▶ **Task to complete**
Print the records below exactly, from the line containing "Write a component" down to the line containing "const tabs = ['输入', 'EQ', '扬声器修正', '虚拟低音', '三频压缩', '输出'];", both lines included, and omit every picture.

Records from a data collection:
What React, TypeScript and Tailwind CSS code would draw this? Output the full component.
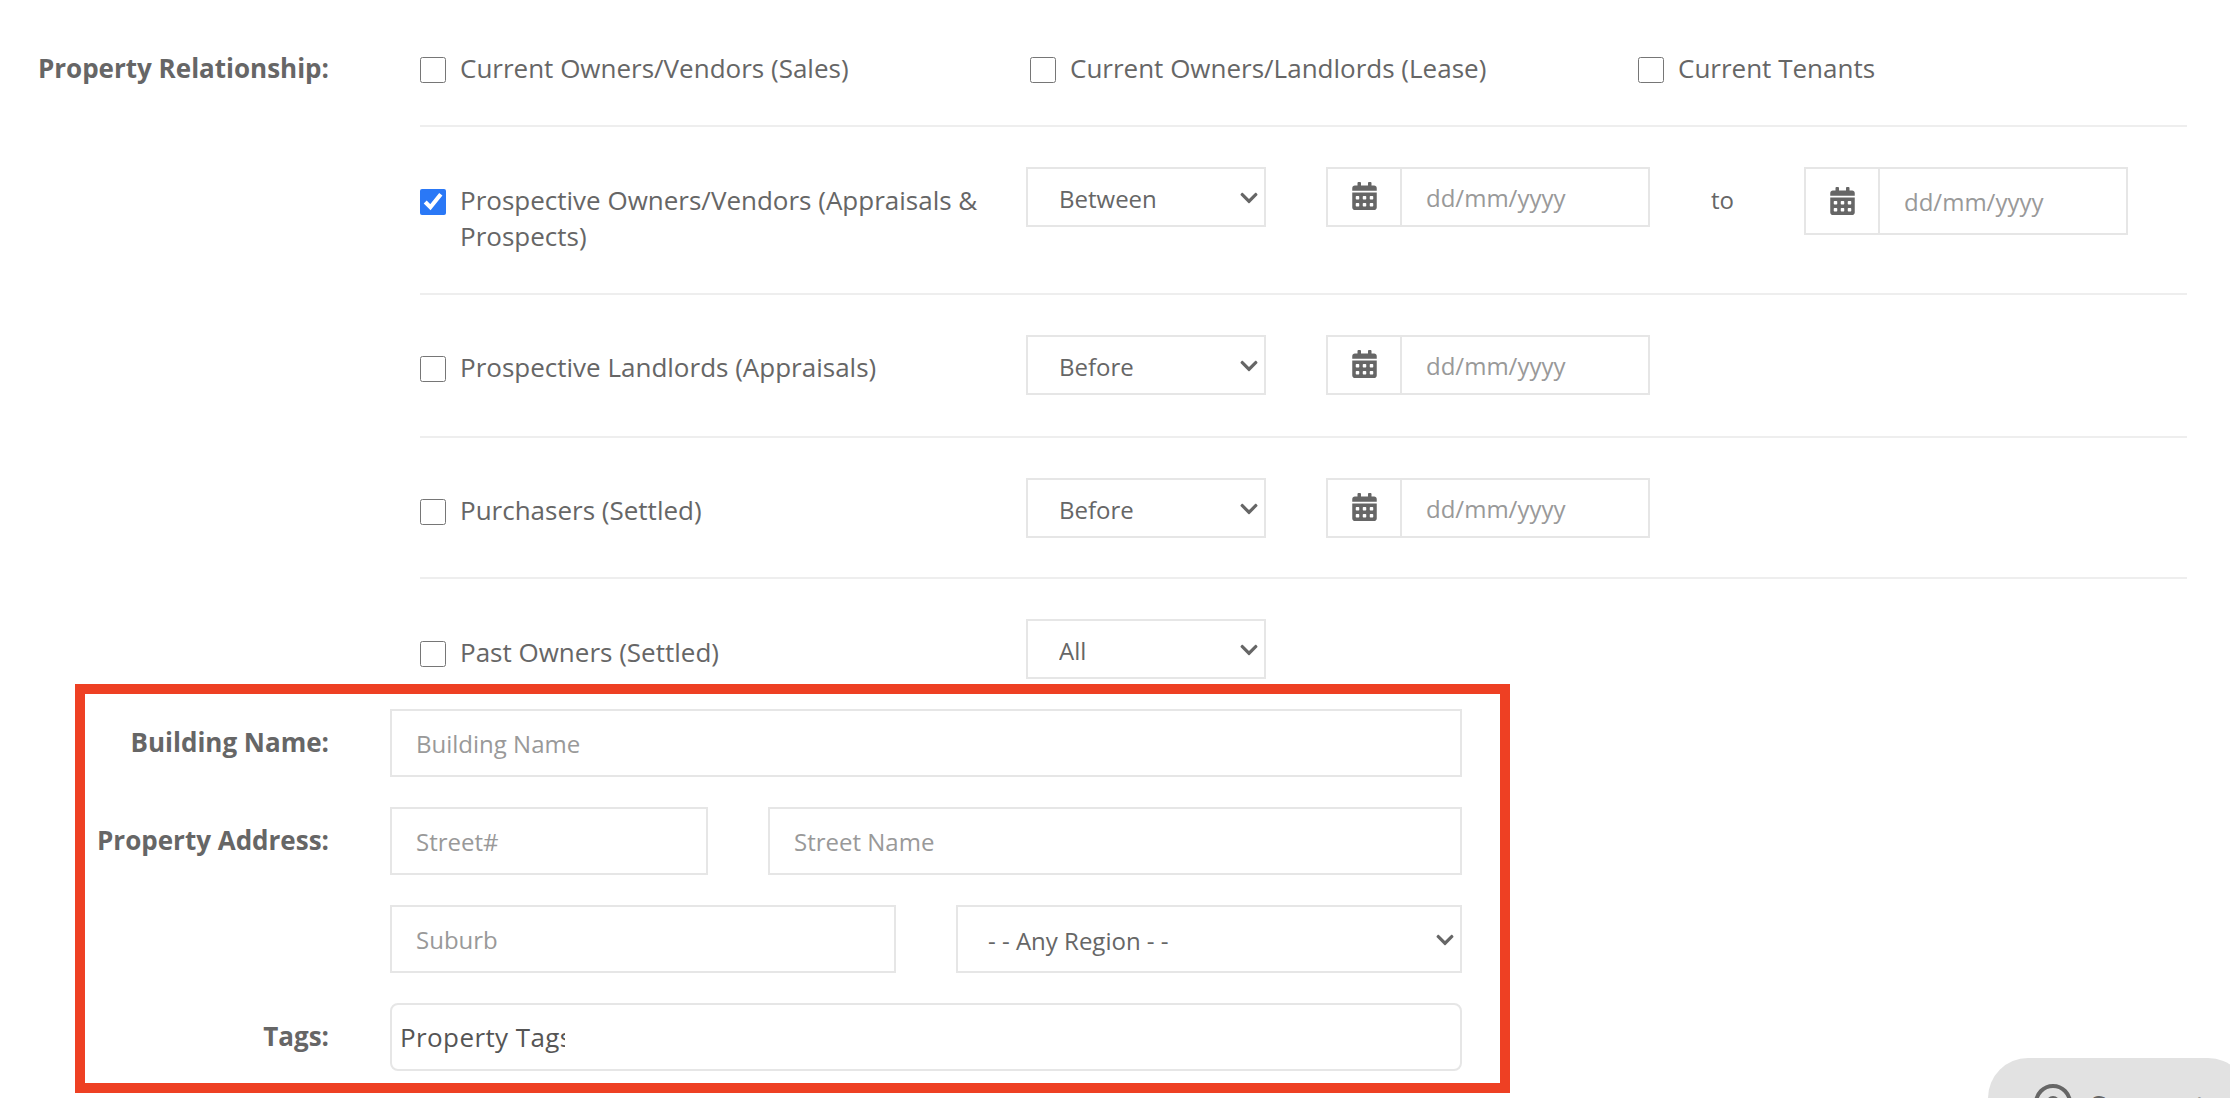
import { FaCalendarAlt, FaChevronDown } from "react-icons/fa";

const fieldBorder = "border-2 border-[#e6e6e6]";

function Check({ label, checked = false }: { label: string; checked?: boolean }) {
  return (
    <label className="flex items-start gap-[14px] text-[#666]">
      <input
        type="checkbox"
        checked={checked}
        readOnly
        className="m-0 mt-[7px] h-[26px] w-[26px] shrink-0 accent-[#2a78f6]"
      />
      <span className="leading-[36px]">{label}</span>
    </label>
  );
}

function SelectBox({
  value,
  className = "w-[240px] h-[60px]",
  pad = "pl-[31px]",
  chevron = "top-[21px]",
}: {
  value: string;
  className?: string;
  pad?: string;
  chevron?: string;
}) {
  return (
    <div className={`relative shrink-0 ${className}`}>
      <select
        defaultValue={value}
        className={`h-full w-full appearance-none rounded-none bg-white ${pad} ${fieldBorder} pt-[4px] text-[24px] text-[#666] outline-none`}
      >
        <option>{value}</option>
      </select>
      <FaChevronDown className={`pointer-events-none absolute right-[8px] h-[20px] w-[18px] text-[#666] ${chevron}`} />
    </div>
  );
}

function DateBox({ tall = false }: { tall?: boolean }) {
  return (
    <div className={`flex w-[324px] shrink-0 ${tall ? "h-[68px]" : "h-[60px]"} ${fieldBorder}`}>
      <div className="flex w-[74px] shrink-0 items-center justify-center border-r-2 border-[#e6e6e6] text-[#666]">
        <FaCalendarAlt className={`h-[28px] w-[25px] ${tall ? "" : "-translate-y-[1px]"}`} />
      </div>
      <input
        placeholder="dd/mm/yyyy"
        className="w-full min-w-0 bg-white pl-[24px] pt-[1px] text-[24px] outline-none placeholder:text-[#999]"
      />
    </div>
  );
}

function TextBox({ placeholder, className = "" }: { placeholder: string; className?: string }) {
  return (
    <input
      placeholder={placeholder}
      className={`h-[68px] min-w-0 bg-white pl-[24px] text-[24px] outline-none placeholder:text-[#999] ${fieldBorder} ${className}`}
    />
  );
}

function FormLabel({ text }: { text: string }) {
  return <div className="w-[329px] shrink-0 -translate-y-[1px] text-right font-bold leading-[36px] text-[#666]">{text}</div>;
}

export default function App() {
  return (
    <div className="relative h-[1098px] w-[2230px] overflow-hidden bg-white font-['Open_Sans',sans-serif] text-[26px] text-[#666]">
      <div className="flex">
        <div className="w-[329px] shrink-0 pt-[50px] text-right font-bold leading-[36px]">Property Relationship:</div>
        <div className="ml-[91px] w-[1767px]">
          <div className="grid grid-cols-[610px_608px_1fr] border-b-2 border-[#eee] pb-[39px] pt-[50px]">
            <Check label="Current Owners/Vendors (Sales)" />
            <Check label="Current Owners/Landlords (Lease)" />
            <Check label="Current Tenants" />
          </div>

          <div className="flex items-start border-b-2 border-[#eee] pb-[39px] pt-[40px]">
            <div className="w-[606px] shrink-0 pr-[26px] pt-[15px]">
              <Check label="Prospective Owners/Vendors (Appraisals & Prospects)" checked />
            </div>
            <SelectBox value="Between" />
            <div className="ml-[60px]">
              <DateBox />
            </div>
            <div className="w-[154px] pl-[61px] pt-[15px] text-[24px] leading-[36px]">to</div>
            <DateBox tall />
          </div>

          <div className="flex items-start border-b-2 border-[#eee] pb-[41px] pt-[40px]">
            <div className="w-[606px] shrink-0 pt-[14px]">
              <Check label="Prospective Landlords (Appraisals)" />
            </div>
            <SelectBox value="Before" />
            <div className="ml-[60px]">
              <DateBox />
            </div>
          </div>

          <div className="flex items-start border-b-2 border-[#eee] pb-[39px] pt-[40px]">
            <div className="w-[606px] shrink-0 pt-[14px]">
              <Check label="Purchasers (Settled)" />
            </div>
            <SelectBox value="Before" />
            <div className="ml-[60px]">
              <DateBox />
            </div>
          </div>

          <div className="flex items-start pt-[40px]">
            <div className="w-[606px] shrink-0 pt-[15px]">
              <Check label="Past Owners (Settled)" />
            </div>
            <SelectBox value="All" />
          </div>
        </div>
      </div>

      <div className="mt-[30px] flex flex-col gap-[30px]">
        <div className="flex items-center gap-[61px]">
          <FormLabel text="Building Name:" />
          <TextBox placeholder="Building Name" className="w-[1072px]" />
        </div>
        <div className="flex items-center gap-[61px]">
          <FormLabel text="Property Address:" />
          <div className="flex w-[1072px] gap-[60px]">
            <TextBox placeholder="Street#" className="w-[318px]" />
            <TextBox placeholder="Street Name" className="flex-1" />
          </div>
        </div>
        <div className="flex items-center gap-[61px]">
          <div className="w-[329px] shrink-0" />
          <div className="flex w-[1072px] gap-[60px]">
            <TextBox placeholder="Suburb" className="w-[506px]" />
            <SelectBox value="- - Any Region - -" className="h-[68px] flex-1" pad="pl-[30px]" chevron="top-[25px]" />
          </div>
        </div>
        <div className="flex items-center gap-[61px]">
          <FormLabel text="Tags:" />
          <div className={`flex h-[68px] w-[1072px] items-center rounded-[8px] pl-[8px] ${fieldBorder}`}>
            <div className="w-[165px] overflow-hidden whitespace-nowrap tracking-[0.4px] text-[#555]">Property Tags</div>
          </div>
        </div>
      </div>

      {/* red annotation round the lower fields */}
      <div className="pointer-events-none absolute left-[75px] top-[684px] h-[409px] w-[1435px] border-[10px] border-[#ee4023]" />

      {/* support bubble, cut off by the window */}
      <div className="absolute left-[1988px] top-[1058px] flex h-[80px] w-[260px] items-start gap-[18px] rounded-[40px] bg-[#e2e2e2] pl-[46px] pt-[26px] font-semibold text-[#666]">
        <span className="flex h-[38px] w-[38px] shrink-0 items-center justify-center rounded-full border-[4px] border-[#666]">
          <span className="h-[14px] w-[14px] rounded-full border-[4px] border-[#666]" />
        </span>
        <span className="mt-[5px] text-[30px] leading-[36px]">Support</span>
      </div>
    </div>
  );
}
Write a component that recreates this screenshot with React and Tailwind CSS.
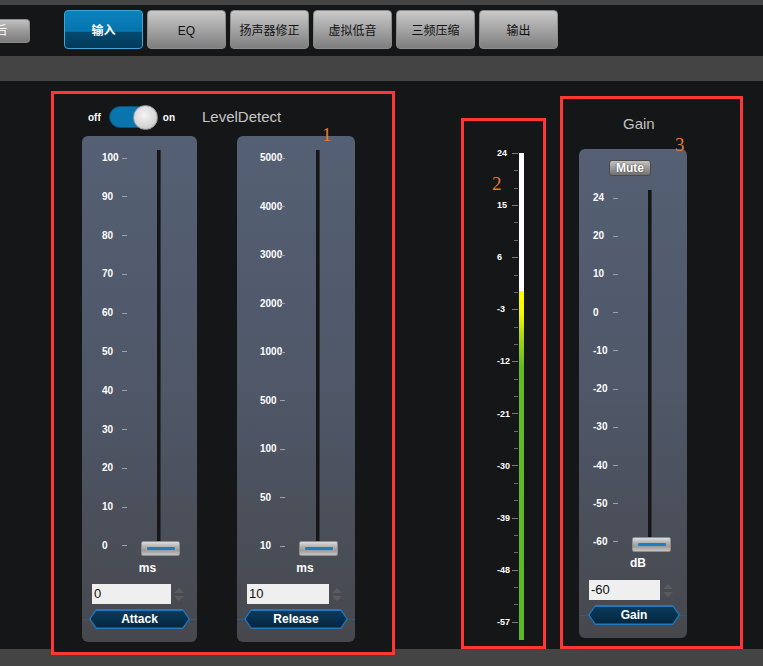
import React from 'react';

const tabs = ['输入', 'EQ', '扬声器修正', '虚拟低音', '三频压缩', '输出'];

function Tab({ label, active }) {
  if (active) {
    return (
      <div className="w-[79px] h-[39px] rounded-[4px] border border-[#3aa6dc] bg-[linear-gradient(to_bottom,#0b82bd_0%,#0674ad_55%,#034a6e_58%,#033a5a_100%)] flex items-center justify-center pt-[2px] text-white text-[12px] font-bold">
        {label}
      </div>
    );
  }
  return (
    <div className="w-[79px] h-[39px] rounded-[4px] border border-[#8c8c8c] bg-[linear-gradient(to_bottom,#c9c9c9,#a4a4a4_50%,#7e7e7e)] flex items-center justify-center pt-[2px] text-[#111] text-[12px]">
      {label}
    </div>
  );
}

function Spin() {
  return (
    <div className="flex flex-col gap-[3px] ml-[3px]">
      <div className="w-0 h-0 border-l-[5px] border-r-[5px] border-b-[5px] border-l-transparent border-r-transparent border-b-[#5c5c5c]" />
      <div className="w-0 h-0 border-l-[5px] border-r-[5px] border-t-[5px] border-l-transparent border-r-transparent border-t-[#5c5c5c]" />
    </div>
  );
}

function HexButton({ label, width, left, right }) {
  return (
    <div className="flex items-center">
      <div className="h-px bg-[#1f5f93]" style={{ width: left }} />
      <div
        className="h-[20px] bg-[#1f78c0] [clip-path:polygon(7px_0,calc(100%-7px)_0,100%_50%,calc(100%-7px)_100%,7px_100%,0_50%)] flex"
        style={{ width }}
      >
        <div className="m-[1.5px] flex-1 bg-[linear-gradient(to_bottom,#0a3a5c,#05263e)] [clip-path:polygon(6px_0,calc(100%-6px)_0,100%_50%,calc(100%-6px)_100%,6px_100%,0_50%)] flex items-center justify-center text-white text-[12px] font-bold">
          {label}
        </div>
      </div>
      <div className="h-px bg-[#1f5f93]" style={{ width: right }} />
    </div>
  );
}

function Thumb({ left, top }) {
  return (
    <div
      className="absolute w-[39px] h-[15px] rounded-[2px] border border-[#8e8e8e] bg-[linear-gradient(to_bottom,#dcdcdc,#b4b4b4_35%,#9c9c9c_65%,#c4c4c4)] flex items-center justify-center"
      style={{ left, top }}
    >
      <div className="w-[28px] h-[3px] rounded-[1px] bg-[#1c7fc6]" />
    </div>
  );
}

function Scale({ labels, height }) {
  return (
    <div className="flex flex-col justify-between w-[25px] mt-[2px]" style={{ height }}>
      {labels.map((l) => (
        <div key={l} className="h-[12px] flex items-center">
          <div className="w-[20px] text-white text-[10px] font-bold leading-[12px]">{l}</div>
          <div className="w-[5px] h-px bg-[#9aa2ae]" />
        </div>
      ))}
    </div>
  );
}

function SliderPanel({ width, labels, labelsLeft, scaleH, areaH, trackGap, trackH, thumbLeft, thumbTop, unit, unitPad, inputW, value, btn, btnW, lineL, lineR, top, unitMt, inputMt }) {
  return (
    <div className="rounded-[6px] bg-[linear-gradient(to_bottom,#556074,#4f5768_50%,#46484d)] flex flex-col pb-[13px]" style={{ width }}>
      {top}
      <div className="relative flex items-start" style={{ height: areaH }}>
        <div style={{ marginLeft: labelsLeft }}>
          <Scale labels={labels} height={scaleH} />
        </div>
        <div className="w-[4px] bg-[#161616] border-r border-[#2e3238]" style={{ marginLeft: trackGap, height: trackH }} />
        <Thumb left={thumbLeft} top={thumbTop} />
      </div>
      <div className="text-center text-white text-[12px] font-bold leading-[14px]" style={{ paddingLeft: unitPad, marginTop: unitMt }}>
        {unit}
      </div>
      <div className="flex items-center ml-[10px]" style={{ marginTop: inputMt }}>
        <div className="h-[20px] bg-[#efefef] text-[13px] leading-[20px] text-[#111] pl-[2px]" style={{ width: inputW }}>
          {value}
        </div>
        <Spin />
      </div>
      <div className="mt-[5px]">
        <HexButton label={btn} width={btnW} left={lineL} right={lineR} />
      </div>
    </div>
  );
}

function Meter() {
  const labels = ['24', '15', '6', '-3', '-12', '-21', '-30', '-39', '-48', '-57'];
  const ticks = [];
  for (let i = 0; i < 28; i++) ticks.push(i);
  return (
    <div className="flex items-start pl-[33px]">
      <div className="flex flex-col justify-between w-[14px] h-[481px] mt-[26px]">
        {labels.map((l) => (
          <div key={l} className="h-[12px] leading-[12px] text-white text-[9px] font-bold">{l}</div>
        ))}
      </div>
      <div className="flex flex-col justify-between items-end w-[6px] h-[470px] mt-[32px] ml-[1px]">
        {ticks.map((t) => (
          <div key={t} className={t % 3 === 0 ? 'w-[6px] h-px bg-[#7c7c7c]' : 'w-[4px] h-px bg-[#6a6a6a]'} />
        ))}
      </div>
      <div className="w-[5px] h-[487px] mt-[32px] ml-[1px] bg-[linear-gradient(to_bottom,#ffffff_0%,#ffffff_28.3%,#ffff00_28.3%,#f4fa00_33%,#a6d414_38%,#64bb22_44%,#5cb825_100%)]" />
    </div>
  );
}

export default function App() {
  const mark = 'absolute text-[19px] leading-none text-[#e07b39] [font-family:"Liberation_Serif",serif]';
  return (
    <div className="w-[763px] h-[666px] overflow-hidden bg-[#151618] [font-family:'Liberation_Sans','Noto_Sans_CJK_SC',sans-serif] flex flex-col">
      <div className="h-[5px] bg-[#454545]" />
      <div className="h-[51px] flex items-start">
        <div className="w-[30px] h-[24px] mt-[14px] overflow-hidden rounded-r-[4px] border border-l-0 border-[#8c8c8c] bg-[linear-gradient(to_bottom,#c0c0c0,#9a9a9a_50%,#7c7c7c)] flex items-center text-[12px] text-white">
          <span className="ml-[-5px]">后</span>
        </div>
        <div className="flex gap-[4px] ml-[34px] mt-[5px]">
          {tabs.map((t, i) => (
            <Tab key={t} label={t} active={i === 0} />
          ))}
        </div>
      </div>
      <div className="h-[25px] bg-[#444444]" />
      <div className="h-[568px] flex items-start">
        {/* box 1 */}
        <div className="relative ml-[51px] mt-[10px] w-[344px] h-[564px] border-[3px] border-[#ff3636] bg-[#151618] flex flex-col">
          <div className="flex items-center h-[22px] mt-[12px] ml-[34px]">
            <span className="text-white text-[10px] font-bold">off</span>
            <div className="ml-[8px] w-[48px] h-[22px] rounded-full bg-[#0a74ae] border border-[#07507a] flex items-center justify-end">
              <div className="w-[25px] h-[25px] rounded-full bg-[radial-gradient(circle_at_45%_40%,#f4f4f4,#d6d6d6_60%,#b0b0b0)] border border-[#9a9a9a] mr-[-2px]" />
            </div>
            <span className="ml-[6px] text-white text-[10px] font-bold">on</span>
            <span className="ml-[27px] text-[#c6c6c6] text-[15px]">LevelDetect</span>
          </div>
          <div className="flex mt-[8px] ml-[28px] gap-[40px]">
            <SliderPanel
              width={115}
              labels={['100', '90', '80', '70', '60', '50', '40', '30', '20', '10', '0']}
              labelsLeft={20}
              scaleH={400}
              areaH={406}
              top={<div className="h-[14px]" />}
              trackGap={30}
              trackH={396}
              thumbLeft={59}
              thumbTop={391}
              unit="ms"
              unitPad={16}
              unitMt={5}
              inputMt={9}
              inputW={79}
              value="0"
              btn="Attack"
              btnW={101}
              lineL={7}
              lineR={7}
            />
            <SliderPanel
              width={118}
              labels={['5000', '4000', '3000', '2000', '1000', '500', '100', '50', '10']}
              labelsLeft={23}
              scaleH={400}
              areaH={406}
              top={<div className="h-[14px]" />}
              trackGap={31}
              trackH={396}
              thumbLeft={62}
              thumbTop={391}
              unit="ms"
              unitPad={18}
              unitMt={5}
              inputMt={9}
              inputW={82}
              value="10"
              btn="Release"
              btnW={104}
              lineL={7}
              lineR={7}
            />
          </div>
          <span className={mark + ' left-[268px] top-[31px]'}>1</span>
        </div>

        {/* box 2 */}
        <div className="relative ml-[66px] mt-[37px] w-[85px] h-[531px] border-[3px] border-[#ff3636]">
          <Meter />
          <span className={mark + ' left-[28px] top-[53px]'}>2</span>
        </div>

        {/* box 3 */}
        <div className="relative ml-[14px] mt-[15px] w-[183px] h-[553px] border-[3px] border-[#ff3636] flex flex-col">
          <div className="pt-[17px] h-[50px] pl-[60px] text-[#c2c2c2] text-[15px] leading-[16px]">Gain</div>
          <div className="ml-[16px]">
            <SliderPanel
              width={108}
              labels={['24', '20', '10', '0', '-10', '-20', '-30', '-40', '-50', '-60']}
              labelsLeft={14}
              scaleH={356}
              areaH={363}
              top={
                <div className="pt-[11px] pl-[30px] h-[41px]">
                  <div className="w-[42px] h-[16px] rounded-[3px] border border-[#4a4a4a] bg-[linear-gradient(to_bottom,#c4c4c4,#9a9a9a_50%,#707070)] flex items-center justify-center text-white text-[12px] font-bold [text-shadow:0_0_2px_#333]">
                    Mute
                  </div>
                </div>
              }
              trackGap={30}
              trackH={354}
              thumbLeft={53}
              thumbTop={347}
              unit="dB"
              unitPad={10}
              unitMt={3}
              inputMt={10}
              inputW={71}
              value="-60"
              btn="Gain"
              btnW={92}
              lineL={9}
              lineR={7}
            />
          </div>
          <span className={mark + ' left-[112px] top-[36px]'}>3</span>
        </div>
      </div>
      <div className="h-[17px] bg-[#444444]" />
    </div>
  );
}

▶ **Full response**
Write a component that recreates this screenshot with React and Tailwind CSS.
import React from 'react';

const tabs = ['输入', 'EQ', '扬声器修正', '虚拟低音', '三频压缩', '输出'];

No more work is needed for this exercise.